Named volumes as the primary persistence mechanism
Docker-managed named volumes exist independently of any single container's lifecycle and are the standard mechanism for persisting application data:
docker volume create pgdata
docker run -d --name my-db -v pgdata:/var/lib/postgresql/data postgres
docker rm -f my-db
docker run -d --name my-db -v pgdata:/var/lib/postgresql/data postgres
Because both containers mount the same named volume, data written by the first container is still present when the second one starts, regardless of the fact that the containers themselves are entirely separate, disposable instances.
docker volume inspect pgdata --format '{{ .Mountpoint }}'
Bind mounts for host-managed persistence
A bind mount maps a specific host directory into the container, which is useful when the data needs to be directly accessible to other host-level tooling, such as a backup agent that does not understand Docker volumes:
docker run -d -v /srv/postgres-data:/var/lib/postgresql/data postgres
Bind mounts trade Docker's volume drivers and management commands for direct visibility into exactly where the data lives on the host filesystem, which is sometimes the deciding factor when host-level tooling needs uncomplicated access to the raw files.
Volume drivers for networked and distributed storage
In multi-host production deployments, a local named volume is tied to the specific host it was created on, which becomes a problem if the orchestrator reschedules a container onto a different host.
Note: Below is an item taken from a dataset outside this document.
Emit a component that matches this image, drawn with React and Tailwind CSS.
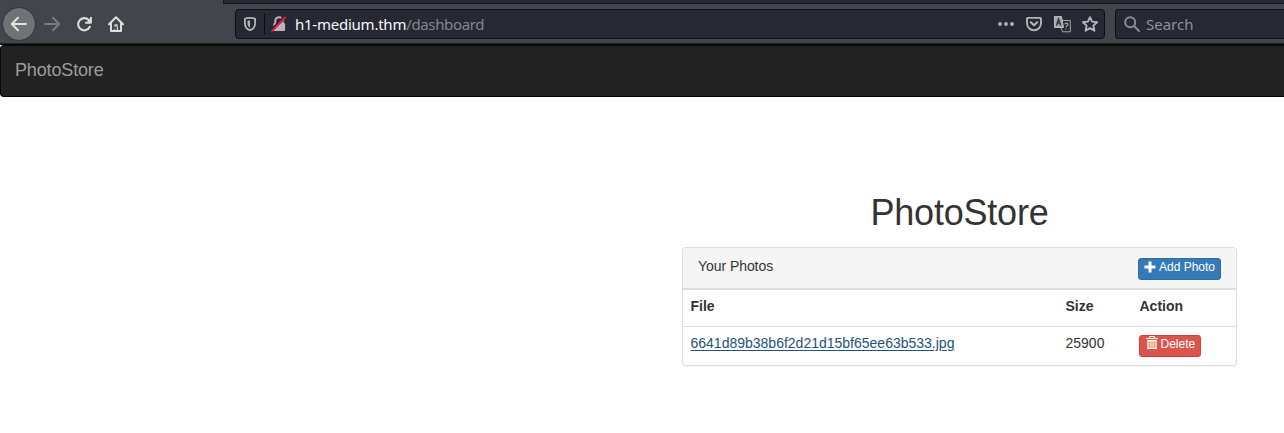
import React from "react";

const icon = "block shrink-0";

function BackIcon() {
  return (
    <svg className={icon} width="18" height="18" viewBox="0 0 18 18" fill="none" stroke="#e4e4e0" strokeWidth="2" strokeLinecap="round" strokeLinejoin="round">
      <path d="M16 9H2.2M8 2.8L1.8 9L8 15.2" />
    </svg>
  );
}

function ForwardIcon() {
  return (
    <svg className={icon} width="18" height="18" viewBox="0 0 18 18" fill="none" stroke="#7b7c7f" strokeWidth="2" strokeLinecap="round" strokeLinejoin="round">
      <path d="M2 9h13.8M10 2.8L16.2 9L10 15.2" />
    </svg>
  );
}

function ReloadIcon() {
  return (
    <svg className={icon} width="18" height="18" viewBox="0 0 18 18" fill="none">
      <path d="M14.2 5.6A6.100 6.100 0 1 0 14.800 11.8" stroke="#dededb" strokeWidth="2.1" strokeLinecap="round" />
      <path d="M15.900 2.800v5h-5" stroke="#dededb" strokeWidth="2" strokeLinecap="round" strokeLinejoin="round" />
      <path d="M15.500 3.500v4h-4z" fill="#dededb" />
    </svg>
  );
}

function HomeIcon() {
  return (
    <svg className={icon} width="18" height="18" viewBox="0 0 18 18" fill="none" stroke="#dededb" strokeWidth="2" strokeLinecap="round" strokeLinejoin="round">
      <path d="M2 9.200L9 2.200L16 9.200M4 8.500v7.500h10V8.500" />
      <path d="M8 11.500v-1.600h2v1.600M7.600 16v-1.500M10.400 16v-3.500" strokeWidth="1.200" />
    </svg>
  );
}

function ShieldIcon() {
  return (
    <svg className={icon} width="14" height="16" viewBox="0 0 14 16">
      <path d="M7 1.9C5 1.9 3.2 2.1 1.9 2.8v4.4c0 3.5 1.9 6 5.1 7c3.2-1 5.1-3.500 5.100-7V2.800C10.800 2.100 9 1.900 7 1.900z" fill="none" stroke="#b5b5b8" strokeWidth="1.8" strokeLinejoin="round" />
      <path d="M7 4.400c-1 0-1.800.1-2.500.4v2.700c0 2 .9 3.500 2.500 4.300z" fill="#b5b5b8" />
    </svg>
  );
}

function InsecureIcon() {
  return (
    <svg className={icon} width="16" height="16" viewBox="0 0 16 16">
      <path d="M4.300 7.500V4.900a3.700 3.700 0 0 1 7.400 0v2.600" fill="none" stroke="#b5b5b8" strokeWidth="2" />
      <rect x="2.300" y="7" width="11.800" height="8" rx="1" fill="#b5b5b8" />
      <path d="M.7 14.200L13.300 1.100" stroke="#262833" strokeWidth="3.200" />
      <path d="M1.200 14.900L14 1.500" stroke="#f3154c" strokeWidth="2" strokeLinecap="round" />
    </svg>
  );
}

function PocketIcon() {
  return (
    <svg className={icon} width="16" height="16" viewBox="0 0 16 16" fill="none" stroke="#b5b5b8" strokeWidth="1.9" strokeLinecap="round" strokeLinejoin="round">
      <path d="M1.900 1.900h12.200c.5 0 .9.400.9.900V7.300a7 7 0 0 1-14 0V2.800c0-.5.400-.9.900-.9z" />
      <path d="M4.800 6.300L8 9.300l3.200-3" strokeWidth="2.200" />
    </svg>
  );
}

function TranslateIcon() {
  return (
    <svg className={icon} width="17" height="17" viewBox="0 0 17 17" fill="none">
      <path d="M.5.500h7l2 11h-9z" fill="#a7a7ab" stroke="#bcbcbf" />
      <path d="M2.500 9.500L4.500 3l2.200 6.500M3.200 7h2.700" stroke="#343640" strokeWidth="1.400" />
      <path d="M8.500 4.500h7.800v11.300H8.800l-2-3.800" stroke="#a7a7ab" />
      <path d="M10.800 8.300c.4-1.900 3.600-1.500 3 .4c-.3 1-1.800 1.100-1.800 2.500M12 12.400v1" stroke="#a7a7ab" strokeWidth="1.200" />
    </svg>
  );
}

function StarIcon() {
  return (
    <svg className={icon} width="16" height="16" viewBox="0 0 16 16" fill="none" stroke="#b5b5b8" strokeWidth="1.900" strokeLinejoin="round">
      <path d="M8 1.200l2.100 4.400 5 .6-3.700 3.400 1 5.100L8 12.200l-4.400 2.500 1-5.100L.9 6.200l5-.6z" />
    </svg>
  );
}

function SearchIcon() {
  return (
    <svg className={icon} width="16" height="16" viewBox="0 0 16 16" fill="none" stroke="#8b8c90" strokeWidth="2" strokeLinecap="round">
      <circle cx="6.200" cy="6.200" r="5" />
      <path d="M10 10l5 5" />
    </svg>
  );
}

function PlusIcon() {
  return (
    <svg className={icon} width="12" height="12" viewBox="0 0 12 12" fill="#fff">
      <path d="M4.500.5h3v4h4v3h-4v4h-3v-4h-4v-3h4z" />
    </svg>
  );
}

function TrashIcon() {
  return (
    <svg className={icon} width="12" height="14" viewBox="0 0 12 14" fill="none">
      <path d="M3.500 2V.5h5V2" stroke="#fff" />
      <path d="M.3 2.500h11.400" stroke="#fff" />
      <path d="M1 4h10v9H1z" fill="#f9cbb0" />
      <path d="M1 4.500h10M1 12.500h10" stroke="#fff" />
      <path d="M3.500 5.500v6M6 5.500v6M8.500 5.500v6" stroke="#f0a080" />
    </svg>
  );
}

function BrowserToolbar() {
  return (
    <header className="h-[45px] border-b border-[#090a0c] bg-[#42454c] shadow-[inset_0_-1px_0_#1d1f22]">
      <div className="ml-[223px] h-1 border-b border-l border-[#15171d] bg-[#262934]" />
      <div className="flex h-10 items-center">
        <div className="flex w-[235px] shrink-0 items-center">
          <button className="ml-[3px] flex h-8 w-8 items-center justify-center rounded-full bg-[#717275] outline outline-1 outline-[#35363a]">
            <BackIcon />
          </button>
          <span className="ml-2"><ForwardIcon /></span>
          <span className="ml-[14px]"><ReloadIcon /></span>
          <span className="ml-[14px]"><HomeIcon /></span>
        </div>
        <div className="flex h-[30px] w-[870px] shrink-0 items-center rounded border border-[#0d0e13] bg-[#262833]">
          <span className="ml-[7px]"><ShieldIcon /></span>
          <span className="ml-[7px] h-[22px] w-px bg-[#0d0e13]" />
          <span className="ml-[6px]"><InsecureIcon /></span>
          <span className="ml-2 whitespace-nowrap font-['Noto_Sans',sans-serif] text-[15px] leading-5 tracking-[-0.36px] text-[#85868c]">
            <span className="tracking-[-0.24px] text-[#f9f9fa]">h1-medium.thm</span>/dashboard
          </span>
          <div className="ml-auto mr-[6px] flex items-center">
            <svg className={icon} width="16" height="16" viewBox="0 0 16 16" fill="#b5b5b8">
              <circle cx="2" cy="8" r="1.900" />
              <circle cx="8" cy="8" r="1.900" />
              <circle cx="14" cy="8" r="1.900" />
            </svg>
            <span className="ml-3"><PocketIcon /></span>
            <span className="ml-3"><TranslateIcon /></span>
            <span className="ml-[11px]"><StarIcon /></span>
          </div>
        </div>
        <div className="ml-[10px] flex h-[30px] flex-1 items-center rounded-l border border-r-0 border-[#0d0e13] bg-[#262833]">
          <span className="ml-2"><SearchIcon /></span>
          <span className="ml-[6px] font-['Noto_Sans',sans-serif] text-[15px] leading-5 text-[#919297]">Search</span>
        </div>
      </div>
    </header>
  );
}

export default function App() {
  return (
    <div className="h-[433px] w-[1284px] overflow-hidden bg-white font-['Liberation_Sans',Arial,sans-serif] text-sm text-[#333]">
      <BrowserToolbar />
      <nav className="h-[52px] rounded-l border border-r-0 border-[#080808] bg-[#222] px-[14px] pt-[14px] text-lg leading-5 tracking-[-0.15px] text-[#9d9d9d]">
        PhotoStore
      </nav>
      <main className="ml-[682px] w-[555px] pt-[96px]">
        <h1 className="mb-[15px] text-center text-[36px] leading-[39px] tracking-[-0.22px]">PhotoStore</h1>
        <section className="h-[119px] overflow-hidden rounded border border-[#ddd] bg-white shadow-[0_1px_1px_rgba(0,0,0,0.05)]">
          <div className="flex h-[42px] items-start justify-between border-b-2 border-[#ddd] bg-[#f5f5f5] pl-[15px] pr-[15px] pt-[10px]">
            <span className="mt-[-2px] leading-5 tracking-[-0.06px]">Your Photos</span>
            <button className="flex h-[22px] w-[83px] items-start rounded-[3px] border border-[#2e6da4] bg-[#337ab7] pl-[5px] text-xs leading-[17px] text-white">
              <span className="mt-[2px]"><PlusIcon /></span>
              <span className="ml-[3px] whitespace-nowrap">Add Photo</span>
            </button>
          </div>
          <div className="grid h-[37px] grid-cols-[375px_74px_1fr] border-b border-[#ddd] pl-[7.500px] pt-[6px] font-bold leading-5">
            <span>File</span>
            <span>Size</span>
            <span>Action</span>
          </div>
          <div className="grid grid-cols-[375px_73px_1fr] items-start pl-[7.500px] pt-2 leading-5">
            <a className="mt-[-2px] text-[#23527c] underline underline-offset-2" href="#photo">6641d89b38b6f2d21d15bf65ee63b533.jpg</a>
            <span className="mt-[-2px]">25900</span>
            <button className="flex h-[22px] w-[62px] items-start rounded-[3px] border border-[#d43f3a] bg-[#d9534f] pl-[6px] text-xs leading-[17px] text-white">
              <TrashIcon />
              <span className="ml-[3px]">Delete</span>
            </button>
          </div>
        </section>
      </main>
    </div>
  );
}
Volume drivers that back onto networked storage (NFS, cloud block storage, distributed filesystems) solve this by making the volume's data accessible regardless of which host the container lands on:
docker volume create --driver local \
--opt type=nfs \
--opt o=addr=nfs-server.example.com,rw \
--opt device=:/exports/pgdata \
pgdata-nfs
volumes:
pgdata:
driver: rexray/ebs
driver_opts:
size: 100
Without a networked or distributed backing store, scheduling a stateful service onto a different host effectively orphans the data left behind on the original host.
Database-specific persistence considerations
Databases have stricter requirements for the consistency of what is on disk than a typical stateless application's files do. A volume backing a database needs storage with adequate write durability and, depending on the database engine, specific filesystem behavior around fsync and write ordering:
docker run -d \
-v pgdata:/var/lib/postgresql/data \
--shm-size=256mb \
postgres
Increasing shared memory (--shm-size) is a common production adjustment for database containers whose default container shared memory allocation is too small for the workload, which is unrelated to the volume itself but frequently encountered alongside persistence configuration for database containers specifically.
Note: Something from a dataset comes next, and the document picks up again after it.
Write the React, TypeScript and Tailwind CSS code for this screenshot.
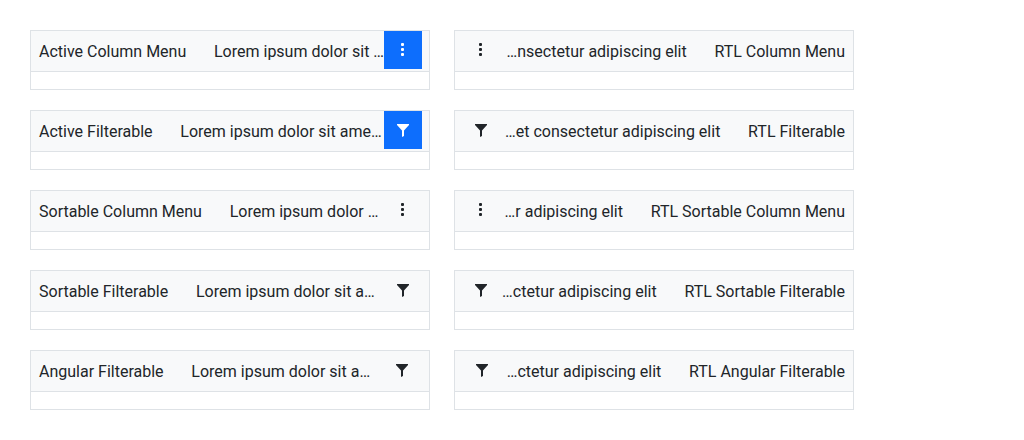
const rows = [
  { l: 'Active Column Menu', lx: 'Lorem ipsum dolor sit …', kind: 'menu', active: true, inset: false, r: 'RTL Column Menu', rx: '…nsectetur adipiscing elit' },
  { l: 'Active Filterable', lx: 'Lorem ipsum dolor sit ame…', kind: 'filter', active: true, inset: false, r: 'RTL Filterable', rx: '…et consectetur adipiscing elit' },
  { l: 'Sortable Column Menu', lx: 'Lorem ipsum dolor …', kind: 'menu', active: false, inset: false, r: 'RTL Sortable Column Menu', rx: '…r adipiscing elit' },
  { l: 'Sortable Filterable', lx: 'Lorem ipsum dolor sit a…', kind: 'filter', active: false, inset: false, r: 'RTL Sortable Filterable', rx: '…ctetur adipiscing elit' },
  { l: 'Angular Filterable', lx: 'Lorem ipsum dolor sit a…', kind: 'filter', active: false, inset: true, r: 'RTL Angular Filterable', rx: '…ctetur adipiscing elit' },
];

function IconButton({ kind, active = false }: { kind: string; active?: boolean }) {
  return (
    <span className={active ? 'flex size-[38px] shrink-0 items-center justify-center bg-[#0d6efd] text-white' : 'flex size-[38px] shrink-0 items-center justify-center'}>
      <svg className="size-4" viewBox="0 0 16 16" fill="currentColor">
        {kind === 'menu' ? (
          <>
            <rect x="6" y="1" width="3" height="3" rx="1" />
            <rect x="6" y="6" width="3" height="3" rx="1" />
            <rect x="6" y="11" width="3" height="3" rx="1" />
          </>
        ) : (
          <path d="M2 2h12v1L9 8.5V14l-2 1V8.5L2 3z" />
        )}
      </svg>
    </span>
  );
}

export default function App() {
  return (
    <div className="grid h-[440px] w-[1024px] grid-cols-[400px_400px] content-start gap-x-6 gap-y-5 bg-white p-[30px] font-['Roboto',sans-serif] text-base leading-6 text-[#212529]">
      {rows.flatMap((r) => [
        <div key={r.l} className="h-[60px] border border-[#dee2e6]">
          <div className={r.inset ? 'flex h-[41px] border-b border-[#dee2e6] bg-[#f8f9fa] pr-2 pl-2' : 'flex h-[41px] border-b border-[#dee2e6] bg-[#f8f9fa] pr-[7px] pl-2'}>
            <span className="shrink-0 pt-[9px] whitespace-nowrap">{r.l}</span>
            <span className="ml-[27.75px] min-w-0 flex-1 pt-[9px] whitespace-nowrap">{r.lx}</span>
            <IconButton kind={r.kind} active={r.active} />
          </div>
        </div>,
        <div key={r.r} className="h-[60px] border border-[#dee2e6]">
          <div className={r.inset ? 'flex h-[41px] border-b border-[#dee2e6] bg-[#f8f9fa] pr-2 pl-2' : 'flex h-[41px] border-b border-[#dee2e6] bg-[#f8f9fa] pr-2 pl-[7px]'}>
            <IconButton kind={r.kind} />
            <span className="min-w-0 flex-1 pt-[9px] text-right whitespace-nowrap">{r.rx}</span>
            <span className="ml-[27.75px] shrink-0 pt-[9px] whitespace-nowrap">{r.r}</span>
          </div>
        </div>,
      ])}
    </div>
  );
}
Backup as a complement to persistence, not a substitute
A named or bind-mounted volume protects data against container removal and replacement, but not against the underlying host's disk failing entirely, nor against accidental deletion of the volume itself. Persistence and backup solve different problems and both are needed:
docker run --rm -v pgdata:/data:ro -v "$(pwd)":/backup alpine \
tar czf /backup/pgdata-$(date +%Y%m%d).tar.gz -C /data .
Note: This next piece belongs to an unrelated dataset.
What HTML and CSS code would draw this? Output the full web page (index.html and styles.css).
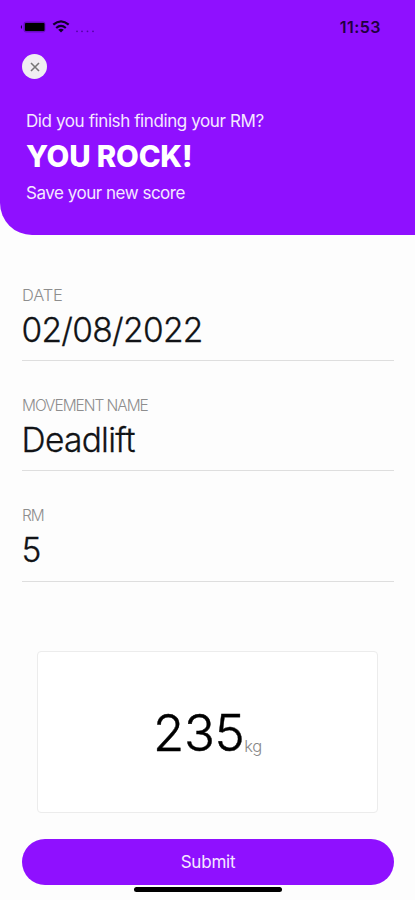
FILE: index.html
```html
<!DOCTYPE html>
<html lang="en">
<head>
<meta charset="utf-8">
<title>Save your new score</title>
<link rel="stylesheet" href="styles.css">
</head>
<body>
<main class="screen">
  <header class="hero">
    <div class="status">
      <svg class="status-icons" width="76" height="18" viewBox="0 0 76 18">
        <rect x="1.500" y="2.500" width="22" height="11" rx="3" fill="#24004c" fill-opacity=".35"/>
        <rect x="3" y="4" width="19.500" height="8" rx="1" fill="#000"/>
        <path d="M0 6v4Q-2.500 8 0 6z" fill="#24004c"/>
        <g fill="none" stroke="#12002a" stroke-width="2.200">
          <path d="M31.300 5.700Q39 -1 46.700 5.700"/>
          <path d="M34.200 9Q39 4.900 43.800 9"/>
        </g>
        <path d="M36.200 10.700Q39 8.800 41.800 10.700L39 13.600z" fill="#12002a"/>
        <g fill="#5300a3"><circle cx="55" cy="12.300" r=".9"/><circle cx="60" cy="12.300" r=".9"/><circle cx="65.500" cy="12.300" r=".9"/><circle cx="71" cy="12.300" r=".9"/></g>
      </svg>
      <span class="clock">11:53</span>
    </div>
    <button class="close" aria-label="Close">
      <svg width="10" height="10" viewBox="0 0 10 10"><path d="M1 1l8 8M9 1l-8 8" stroke="#777" stroke-width="1.600"/></svg>
    </button>
    <p class="question">Did you finish finding your RM?</p>
    <h1>YOU ROCK!</h1>
    <p class="save">Save your new score</p>
  </header>
  <section class="fields">
    <div class="field"><span class="label date-label">DATE</span><span class="value">02/08/2022</span></div>
    <div class="field"><span class="label">MOVEMENT NAME</span><span class="value">Deadlift</span></div>
    <div class="field last"><span class="label">RM</span><span class="value">5</span></div>
  </section>
  <section class="score"><span class="weight">235</span><span class="unit">kg</span></section>
  <button class="submit">Submit</button>
  <div class="home"></div>
</main>
</body>
</html>
```
FILE: styles.css
```css
* { box-sizing: border-box; }
body { margin: 0; background: #fdfdfd; font-family: Inter, sans-serif; }
button { border: 0; padding: 0; font-family: inherit; }
.screen { height: 900px; display: flex; flex-direction: column; overflow: hidden; }
.hero { height: 235px; flex: none; background: #8f10ff; border-bottom-left-radius: 32px; padding: 19px 34px 0 22px; color: #f5e8ff; }
.status { height: 18px; display: flex; justify-content: space-between; }
.status-icons { display: block; overflow: visible; }
.clock { font-size: 16px; line-height: 16px; font-weight: 600; letter-spacing: .5px; color: #21003f; }
.close { display: flex; align-items: center; justify-content: center; width: 25px; height: 25px; margin-top: 17px; border-radius: 50%; background: #f0eef2; }
.hero p, h1 { margin: 0 0 0 4px; white-space: nowrap; }
.question, .save { font-size: 17px; line-height: 20px; letter-spacing: -.4px; }
.hero .question { margin-top: 32px; }
h1 { font-size: 29.500px; line-height: 50px; font-weight: 800; letter-spacing: -.2px; color: #fff; }
.hero .save { margin-top: 2px; letter-spacing: -.48px; }
.fields { padding: 50px 21px 0 22px; }
.field { height: 110.300px; display: flex; flex-direction: column; }
.label { font-size: 15.500px; line-height: 21px; font-weight: 300; letter-spacing: -1.050px; color: #8e8e8e; }
.date-label { font-size: 16.500px; letter-spacing: -.2px; }
.value { height: 55px; font-size: 33.500px; line-height: 48px; font-weight: 300; -webkit-text-stroke: .3px #111316; letter-spacing: -.7px; text-indent: -.5px; color: #111316; border-bottom: 1px solid #dedede; }
.last .label { line-height: 20px; }
.last .value { height: 56px; }
.score { width: 341px; height: 162px; flex: none; margin: 35px 0 0 37px; border: 1px solid #ececec; border-radius: 4px; background: #fff; display: flex; align-items: baseline; justify-content: center; padding-top: 50px; }
.weight { font-size: 51px; line-height: 62px; font-weight: 300; -webkit-text-stroke: .4px #000; letter-spacing: -.4px; color: #000; }
.unit { position: relative; top: 1px; font-size: 16.500px; font-weight: 300; letter-spacing: -.3px; color: #888; }
.submit { height: 46px; flex: none; margin: 26px 21px 0 22px; border-radius: 23px; background: #8f10ff; color: #f5e8ff; font-size: 17px; letter-spacing: -.2px; }
.home { flex: none; width: 148px; height: 5px; margin: 2px 0 0 134px; border-radius: 3px; background: #000; }
```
A volume that has never been backed up is one host failure away from total data loss, regardless of how reliably it has persisted data across ordinary container restarts up to that point.
Avoiding accidental volume deletion
docker system prune and similar cleanup commands can remove volumes that appear unused, which is a real risk for a volume that is only ever attached when a particular container is briefly stopped for maintenance:
docker volume prune
docker system prune --volumes
Both commands remove volumes not currently attached to a running container, so running them on a host with a stopped-but-not-removed production database container can permanently delete that database's data if the cleanup happens to coincide with planned maintenance.
Common mistakes
- Writing application data into the container's writable layer with no volume at all, then losing it the next time the container is replaced for an unrelated reason such as a routine image update.
- Using a local named volume for a stateful service in a multi-host cluster without a networked storage backend, leaving the data effectively pinned to one host.
- Treating volume persistence as equivalent to a backup, with no separate process protecting against host-level disk failure or accidental volume deletion.
- Running
docker system prune --volumeson a production host without first confirming which stopped containers still reference volumes that appear unused. - Underestimating database-specific storage requirements, such as shared memory or fsync behavior, and attributing the resulting instability to the volume mechanism itself rather than the underlying configuration gap.
Production data persistence in Docker is achieved by keeping anything that must survive a container's replacement entirely out of the writable layer, choosing a volume mechanism that matches the deployment's host topology, and treating backup as a distinct, additional layer of protection rather than something the persistence mechanism alone already provides.